Hamas’ın örgütsel yapılanmasını oluşturması ve kuruluşunu ilan etmesi aynı zamanda siyonist işgale karşı, işgal edilmiş topraklarda yeniden kitlesel ve örgütsel fiili mücadelenin başlatılması anlamına geliyordu. Çünkü siyonist işgalci, 1967 Haziran Savaşı sonrasında FKÖ milislerini Batı Şeria’nın dışına atmakla, Filistin’in kurtuluşu için yürütülen örgütsel mücadeleyi Filistin topraklarının dışına attığını, Filistin dışına çıkarıldıktan sonra Ürdün topraklarından mücadele ve eylemlerini sürdüren FKÖ milislerinin Kara Eylül Hareketi’yle bu ülkeden çıkarılmasıyla kendinden uzaklaştırdığını, 1982’de başlatılan Lübnan işgalinin ardından 1985’te kabul ettirilen anlaşmayla onları Tunus’a taşınmaya zorlamakla kendinden tamamen uzaklaştırdığını düşünüyordu.

Ama bu olaydan sadece iki yıl sonra 8 Aralık 1987’de intifadanın patlak vermesiyle ve 6 gün sonra da işgal edilmiş topraklardaki fiili mücadeleyi yönetmek amacıyla Hamas’ın kuruluşunun ilan edilmesiyle birlikte direniş yeniden siyonist işgalcinin suratına ve üstelik tam da artık direniş açısından rahata kavuştuğunu sandığı alanda çarptı. Böylece Filistin halkı siyonist işgalciye, haklarından ve vatanından asla vazgeçmeyeceğini, işgal edilmiş topraklar tamamen işgalden kurtarılıncaya, yurtlarından zorla çıkarılmış Filistinliler yeniden yurtlarına dönünceye kadar mücadele edeceği konusunda kesin ve net bir mesaj verdi.

İşte bu yüzden siyonist işgal rejimi Hamas’tan ciddi şekilde rahatsızdır. 36 yıldan beri de onu ortadan kaldırmak için savaşıyor. Yani Netanyahu’nun bugün siyonist tabana moral vermek için sık sık söylediği “Hamas’ı bitireceğiz” tekerlemesini işgalci siyonistler 36 yıldan beri tekrar ediyorlar ama Hamas bugün kuruluşunu ilan ettiği tarihe nispetle çok daha güçlüdür.

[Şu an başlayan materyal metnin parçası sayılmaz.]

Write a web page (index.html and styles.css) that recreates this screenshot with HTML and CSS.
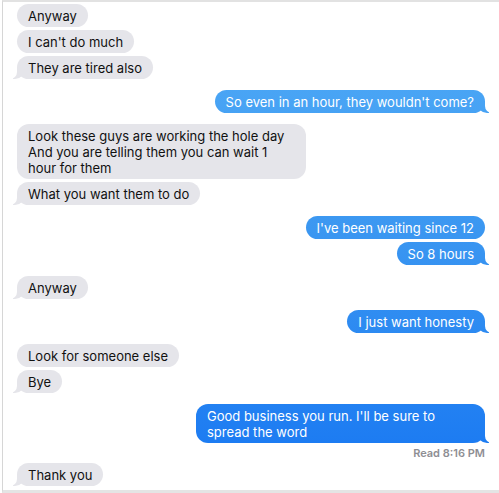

1987’de siyonist işgale karşı taşlarla direnen Filistinliler bugün füzelerle, otomatik silahlarla savaşıyor. Bugün vahşice katliamlar yapan işgalci siyonistler 1987 intifadası karşısında daha insaflı değildi. Ben intifadanın başlamasından bir yıl sonra Ürdün’ün başkenti Amman’daki İslam Hastanesi’nde tedavi edilen çocukları ziyaret etmiştim. İşgalci askerler çocukların bacaklarını, kollarını ve hatta kafataslarını kırmışlardı. Siyonistlerin o zaman sergilediği vahşet Filistin halkını yıldıramadığı, direnişini kıramadığı, onu geri adım atmaya zorlayamadığı gibi bugünkü vahşeti de bunu başaramayacaktır.